While next week’s planned executions in Arkansas may be the latest flashpoint in the debate over capital punishment, there have been relatively few protests in the state itself, where two-thirds of people back capital punishment, according to a 2015 study.
Nationally, the issue is gaining some traction, but has been overshadowed by the endless foreign policy developments in Washington this week.
There have been exceptions, however. The European Union issued a statement calling on the governor of Arkansas to commute the death sentences.
“The European Union opposes capital punishment, which fails to act as a deterrent to crime, represents an unacceptable denial of human dignity and integrity and cannot be justified under any circumstances,” the EU’s External Action Service said in a statement, adding that more than 140 countries in the world were now abolitionist “in law or practice”.
Some high-profile individuals have tried to highlight the case over the last week.
‘Legal train wreck’
In an opinion piece for USA Today, Arkansas-native John Grisham said his state was heading for a "spectacular legal train wreck", noting that "not even Texas, with its vaunted assembly line" has ever dreamed of eight kills in such a short time.
Sr Helen Prejean, the nun famous for her book and the subsequent film Dead Man Walking, and freed death row inmate Damien Echols are also among those who have publicly opposed the planned executions.
Whether the executions go ahead is uncertain, but for anti-capital punishment campaigners there have been positive signs in the last five years that the public appetite for the death penalty is fading. The number of executions in the US since capital punishment was reintroduced in 1977 fell to its lowest level in 2016, not least due to the restrictions in accessing the required drugs for lethal injections. The death penalty is illegal in 19 of the 50 US states as well as in the District of Columbia.
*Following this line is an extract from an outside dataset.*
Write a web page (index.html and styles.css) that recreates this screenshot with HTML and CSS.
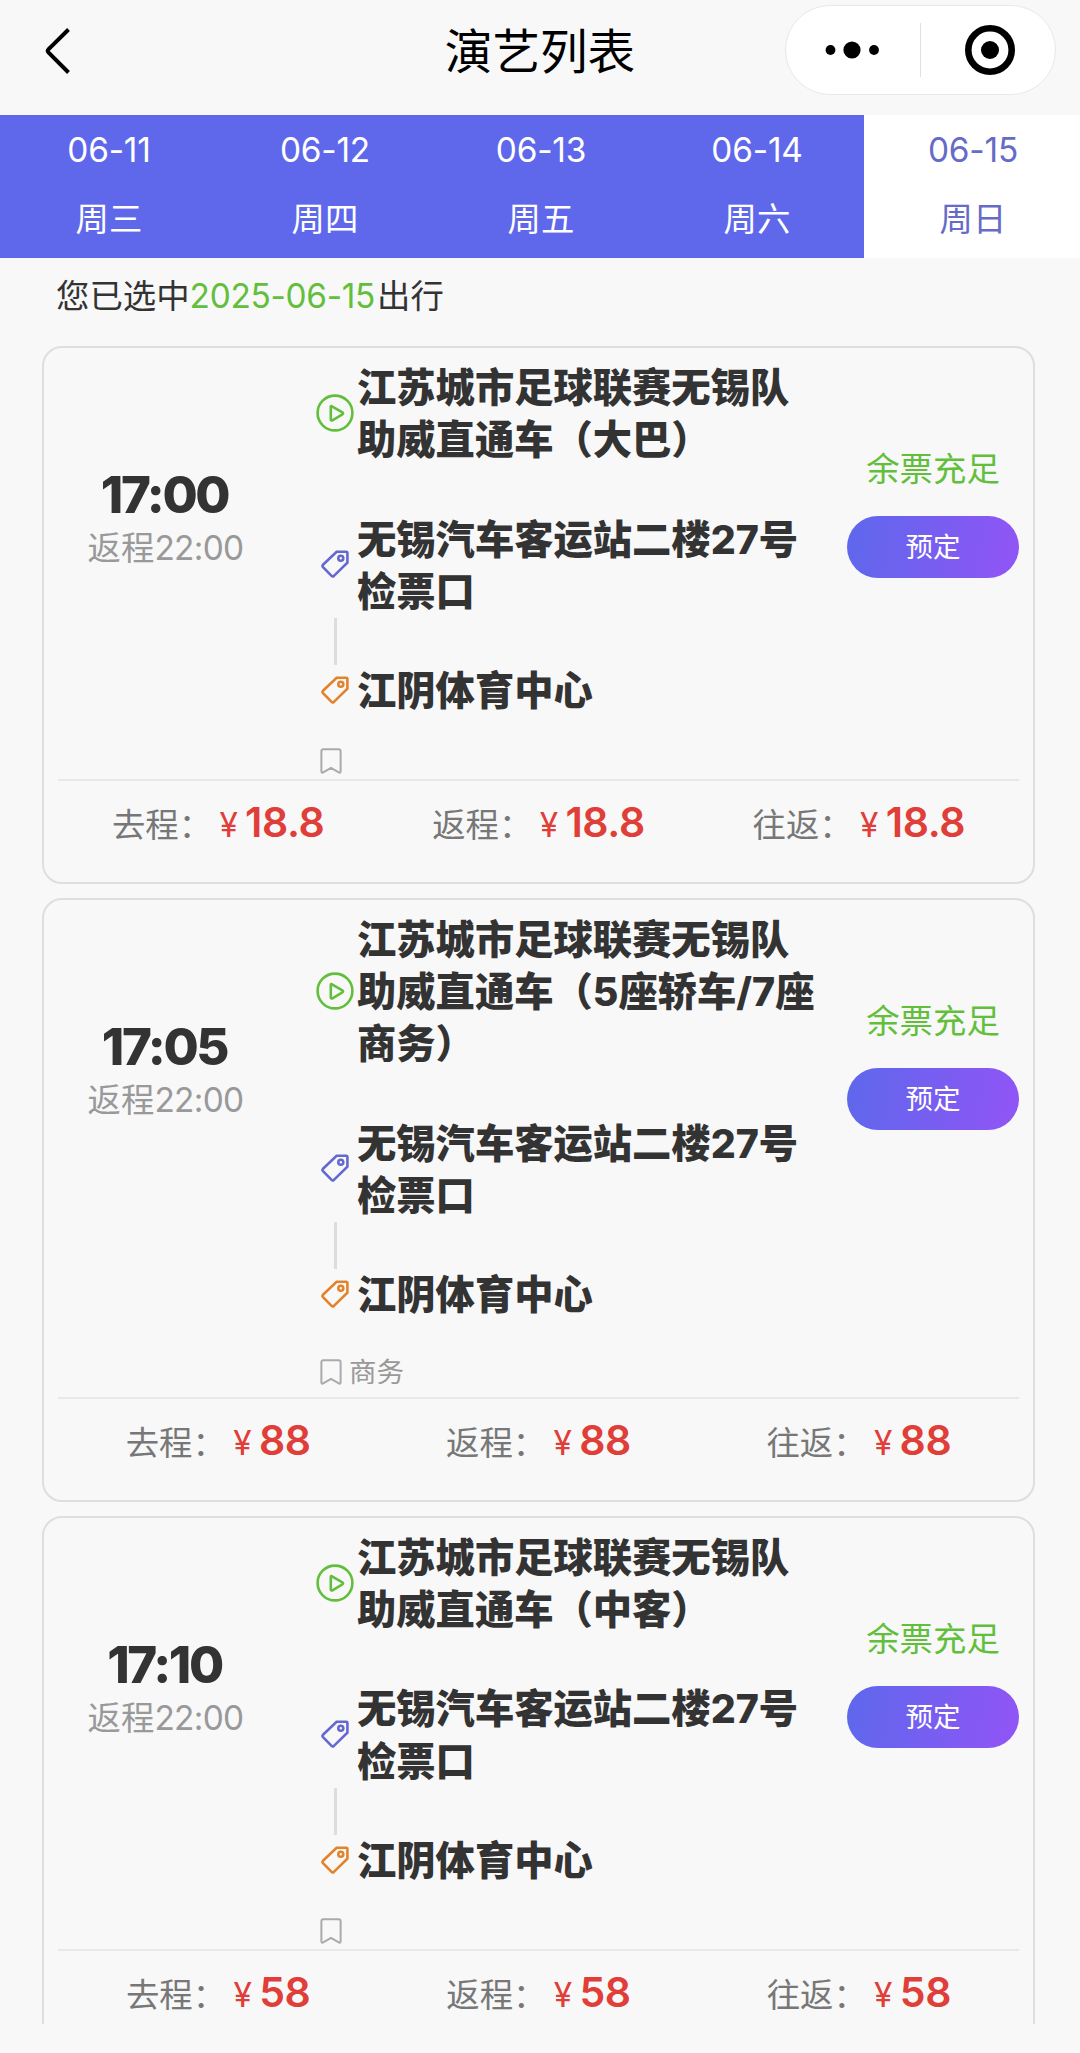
FILE: index.html
```html
<!DOCTYPE html>
<html lang="zh-CN">
<head>
<meta charset="utf-8">
<title>演艺列表</title>
<link rel="stylesheet" href="styles.css">
</head>
<body>
<svg class="sprite" aria-hidden="true">
  <symbol id="play" viewBox="0 0 38 38">
    <circle cx="19" cy="19" r="17.4"/>
    <path d="M14.8 12.6v12.8c0 1 .8 1.3 1.6.9l10-6c.9-.5.9-1.4 0-1.9l-10-5.8c-.8-.5-1.6-.9-1.6 0z"/>
  </symbol>
  <symbol id="tag" viewBox="0 0 28 28">
    <path d="M15.6 1.8h9.6c.7 0 1.2.5 1.2 1.2v9.800L12.900 25.900c-.8.7-1.600.7-2.300 0L2 17.100c-.7-.8-.7-1.600 0-2.300z"/>
    <circle cx="19.8" cy="8.2" r="2.5"/>
  </symbol>
  <symbol id="mark" viewBox="0 0 22 26">
    <path d="M3.4 1.2h15.2c1.2 0 2 .8 2 2v20.300c0 1.100-.9 1.500-1.800.9L11 20l-7.800 4.400c-.9.6-1.800.2-1.800-.9V3.200c0-1.200.8-2 2-2z"/>
  </symbol>
</svg>

<header class="nav">
  <svg class="back" viewBox="0 0 26 48"><path d="M23.500 2.500 3.400 22.300c-1 1-1 2 0 3L23.500 45.500"/></svg>
  <h1 class="nav-title">演艺列表</h1>
  <div class="capsule">
    <svg class="dots" viewBox="0 0 54 18"><circle cx="5.500" cy="9" r="4.900"/><circle cx="27" cy="9" r="8.600"/><circle cx="49" cy="9" r="4.900"/></svg>
    <span class="capsule-line"></span>
    <svg class="target" viewBox="0 0 50 50"><circle class="ring" cx="25" cy="25" r="21.700"/><circle cx="25" cy="25" r="9"/></svg>
  </div>
</header>

<nav class="dates">
  <div class="date"><span>06-11</span><span>周三</span></div>
  <div class="date"><span>06-12</span><span>周四</span></div>
  <div class="date"><span>06-13</span><span>周五</span></div>
  <div class="date"><span>06-14</span><span>周六</span></div>
  <div class="date active"><span>06-15</span><span>周日</span></div>
</nav>

<p class="chosen">您已选中<span class="chosen-date">2025-06-15</span>出行</p>

<main class="list">
  <article class="card">
    <div class="trip">
      <div class="times"><div class="depart">17:00</div><div class="return">返程<span>22:00</span></div></div>
      <div class="route">
        <div class="row"><svg class="icon play"><use href="#play"/></svg><div>江苏城市足球联赛无锡队<br>助威直通车（大巴）</div></div>
        <div class="row from"><svg class="icon tag"><use href="#tag"/></svg><div>无锡汽车客运站二楼<span class="num">27</span>号<br>检票口</div></div>
        <div class="link"></div>
        <div class="row"><svg class="icon tag end"><use href="#tag"/></svg><div>江阴体育中心</div></div>
        <div class="note"><svg class="mark"><use href="#mark"/></svg></div>
      </div>
      <div class="action"><div class="stock">余票充足</div><button class="book">预定</button></div>
    </div>
    <div class="prices">
      <div>去程：<span class="price"><i>¥</i><b>18.8</b></span></div>
      <div>返程：<span class="price"><i>¥</i><b>18.8</b></span></div>
      <div>往返：<span class="price"><i>¥</i><b>18.8</b></span></div>
    </div>
  </article>

  <article class="card">
    <div class="trip">
      <div class="times"><div class="depart">17:05</div><div class="return">返程<span>22:00</span></div></div>
      <div class="route">
        <div class="row"><svg class="icon play"><use href="#play"/></svg><div>江苏城市足球联赛无锡队<br>助威直通车（<span class="num">5</span>座轿车<span class="num">/7</span>座<br>商务）</div></div>
        <div class="row from"><svg class="icon tag"><use href="#tag"/></svg><div>无锡汽车客运站二楼<span class="num">27</span>号<br>检票口</div></div>
        <div class="link"></div>
        <div class="row"><svg class="icon tag end"><use href="#tag"/></svg><div>江阴体育中心</div></div>
        <div class="note"><svg class="mark"><use href="#mark"/></svg><span>商务</span></div>
      </div>
      <div class="action"><div class="stock">余票充足</div><button class="book">预定</button></div>
    </div>
    <div class="prices">
      <div>去程：<span class="price"><i>¥</i><b>88</b></span></div>
      <div>返程：<span class="price"><i>¥</i><b>88</b></span></div>
      <div>往返：<span class="price"><i>¥</i><b>88</b></span></div>
    </div>
  </article>

  <article class="card">
    <div class="trip">
      <div class="times"><div class="depart">17:10</div><div class="return">返程<span>22:00</span></div></div>
      <div class="route">
        <div class="row"><svg class="icon play"><use href="#play"/></svg><div>江苏城市足球联赛无锡队<br>助威直通车（中客）</div></div>
        <div class="row from"><svg class="icon tag"><use href="#tag"/></svg><div>无锡汽车客运站二楼<span class="num">27</span>号<br>检票口</div></div>
        <div class="link"></div>
        <div class="row"><svg class="icon tag end"><use href="#tag"/></svg><div>江阴体育中心</div></div>
        <div class="note"><svg class="mark"><use href="#mark"/></svg></div>
      </div>
      <div class="action"><div class="stock">余票充足</div><button class="book">预定</button></div>
    </div>
    <div class="prices">
      <div>去程：<span class="price"><i>¥</i><b>58</b></span></div>
      <div>返程：<span class="price"><i>¥</i><b>58</b></span></div>
      <div>往返：<span class="price"><i>¥</i><b>58</b></span></div>
    </div>
  </article>
</main>
</body>
</html>
```
FILE: styles.css
```css
* { box-sizing: border-box; }

body {
  margin: 0;
  height: 2053px;
  display: flex;
  flex-direction: column;
  overflow: hidden;
  background: #f8f8f8;
  color: #333;
  font: 400 33.4px/44px Inter, "Noto Sans CJK SC", sans-serif;
}

.sprite { display: none; }

/* Title bar */
.nav {
  flex: none;
  height: 115px;
  padding: 5px 24px 20px 45px;
  display: grid;
  grid-template-columns: 270px 1fr 271px;
  align-items: center;
}
.back { width: 26px; height: 48px; margin-top: 1px; fill: none; stroke: #000; stroke-width: 4; }
.nav-title {
  margin: 3px 20px 0 0;
  text-align: center;
  white-space: nowrap;
  color: #000;
  font-size: 47.600px;
  font-weight: 400;
  line-height: 60px;
}
.capsule {
  height: 90px;
  display: flex;
  align-items: center;
  border: 1px solid #e8e8e8;
  border-radius: 45px;
  background: #fff;
}
.dots { width: 54px; height: 18px; margin-left: 39px; }
.capsule-line { width: 1px; height: 54px; margin: 0 44px 0 41px; background: #e0e0e0; }
.target { width: 50px; height: 50px; }
.ring { fill: none; stroke: #000; stroke-width: 6.6; }

/* Date tabs */
.dates {
  flex: none;
  height: 143px;
  display: grid;
  grid-template-columns: repeat(5, 1fr);
  background: #5f68eb;
  color: #fff;
}
.date {
  display: flex;
  flex-direction: column;
  align-items: center;
  gap: 25px;
  padding: 13px 0 0 2px;
}
.date.active { background: #fff; color: #666bc8; }
.date span:first-child { letter-spacing: -0.2px; }

.chosen { flex: none; margin: 16px 0 28px 56px; }
.chosen-date { margin-right: 2px; letter-spacing: -0.3px; color: #62bf3c; }

/* Trip cards */
.list {
  flex: none;
  height: 1678px;
  overflow: hidden;
  padding: 0 45px 0 42px;
  display: flex;
  flex-direction: column;
  gap: 14px;
}
.card {
  flex: none;
  border: 2px solid #dedede;
  border-radius: 20px;
  padding: 13px 14px 0;
}
.trip {
  display: grid;
  grid-template-columns: 213px 1fr 172px;
  padding-bottom: 5px;
  border-bottom: 2px solid #e8e8e8;
}
.times { padding-top: 106px; text-align: center; }
.depart { font-size: 51px; font-weight: 800; line-height: 56px; letter-spacing: -2.400px; }
.return { margin-top: 3px; padding-left: 2px; color: #999; line-height: 44px; }
.return span { letter-spacing: -0.7px; }

.route { padding-left: 45px; }
.row {
  display: flex;
  align-items: center;
  white-space: nowrap;
  font-size: 39.300px;
  font-weight: 900;
  line-height: 52.300px;
}
.row div { padding-top: 1px; margin-bottom: -1px; }
.from { margin-top: 47px; }
.icon { flex: none; fill: none; stroke-width: 2.600; }
.play { width: 38px; height: 38px; margin: 0 3px 1px 0; stroke: #62bf3c; }
.tag { width: 28px; height: 28px; margin: 0 8px 1px 5px; stroke: #6468d0; }
.tag.end { stroke: #e2832b; }
.num { font-weight: 800; }
.link { width: 3px; height: 47px; margin: 1px 0 -1px 18px; background: #ddd; }
.note {
  min-height: 26px;
  margin: 31.300px 0 0 4px;
  display: flex;
  align-items: center;
  gap: 7px;
  color: #999;
  font-size: 27.500px;
  line-height: 40px;
}
.mark { width: 22px; height: 26px; fill: none; stroke: #aaa; stroke-width: 2; }

.action {
  padding-top: 86px;
  display: flex;
  flex-direction: column;
  align-items: center;
  gap: 25px;
}
.stock { color: #62bf3c; }
.book {
  width: 172px;
  height: 62px;
  padding: 0;
  border: 0;
  border-radius: 31px;
  background: linear-gradient(100deg, #5d68ec, #9254f6);
  color: #fff;
  font: inherit;
  font-size: 27.500px;
  line-height: 60px;
}

.prices {
  height: 101px;
  padding-top: 19px;
  display: grid;
  grid-template-columns: repeat(3, 1fr);
  text-align: center;
  white-space: nowrap;
  color: #777;
}
.price { color: #e03e38; }
.price i { display: inline-block; width: 33px; font-style: normal; }
.price b { font-size: 41px; font-weight: 600; line-height: 44px; letter-spacing: -0.4px; }
```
But in the week that Neil Gorsuch was sworn-in as the 113th US supreme court justice, the resurgent debate over capital punishment is also a reminder of the unique power of that court. With the conservative balance of the nine-seat court now restored following Gorsuch's confirmation, the future shape of the court will have a profound impact on the future of capital punishment and other moral issues facing the United States in the coming years.